Pelanggaran spesifikasi bukan hanya masalah teknis semata; ia membawa konsekuensi jangka panjang yang dapat mengubah dinamika sosial-ekonomi di Sukoharjo. Bagi pengguna jalan – petani, pedagang, dan pelajar yang bergantung pada ruas ini untuk akses pasar Sukoharjo atau Wonogiri – risiko utama adalah peningkatan kecelakaan lalu lintas. Studi empiris dari Universitas Gadjah Mada (2023) menunjukkan bahwa jalan dengan talud tidak standar meningkatkan insiden longsor hingga 40%, yang berpotensi menyebabkan longsor berantai dan korban jiwa, sebagaimana kasus Jembatan Kutai Kartanegara 2011.
Dalam proyeksi 5-10 tahun ke depan, degradasi ini dapat menimbulkan biaya pemeliharaan tambahan hingga Rp1 miliar per tahun untuk Pemkab, membebani APBD dan memperlambat proyek lain seperti drainase banjir. Bagi masyarakat, efeknya lebih luas: penurunan produktivitas pertanian akibat akses terganggu, peningkatan emisi karbon dari kemacetan alternatif, dan hilangnya kepercayaan pada pemerintahan lokal. Data BPS Sukoharjo 2024 mencatat bahwa 60% rumah tangga di Kecamatan Bulu bergantung pada jalan ini untuk distribusi hasil panen; kerusakan dini berarti kerugian ekonomi hingga Rp500 juta per musim tanam.

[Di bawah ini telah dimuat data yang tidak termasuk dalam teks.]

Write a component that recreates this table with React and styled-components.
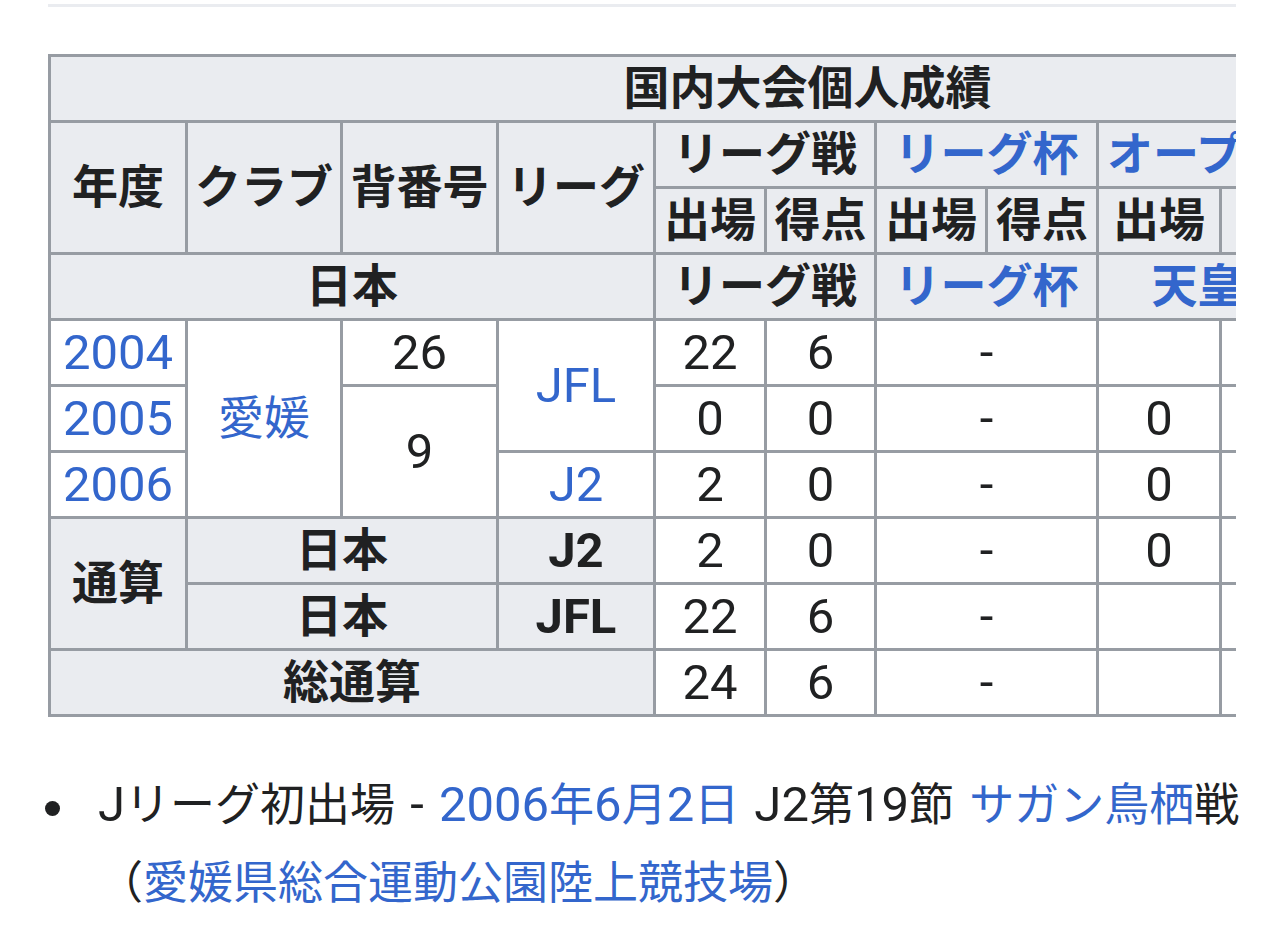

Lebih dari itu, dampak sosial mencakup erosi modal sosial: masyarakat yang merasa dikhianati cenderung menarik diri dari partisipasi pembangunan, memperburuk siklus ketidakadilan. Sebagai solusi, kajian ini merekomendasikan integrasi teknologi monitoring digital (seperti drone audit) dan pelatihan K3L bagi kontraktor lokal, untuk memastikan pembangunan jalan tidak lagi menjadi bencana diam-diam.
Dalam konteks pembangunan berkelanjutan, kasus ini menjadi pengingat bahwa infrastruktur bukan sekadar beton dan batu, melainkan pondasi keadilan sosial. Pemkab Sukoharjo dan instansi terkait diharap segera bertindak, bukan hanya untuk menyelamatkan proyek ini, tapi untuk membangun masa depan yang aman bagi generasi mendatang. Masyarakat berhak menuntut akuntabilitas; diam bukan lagi pilihan.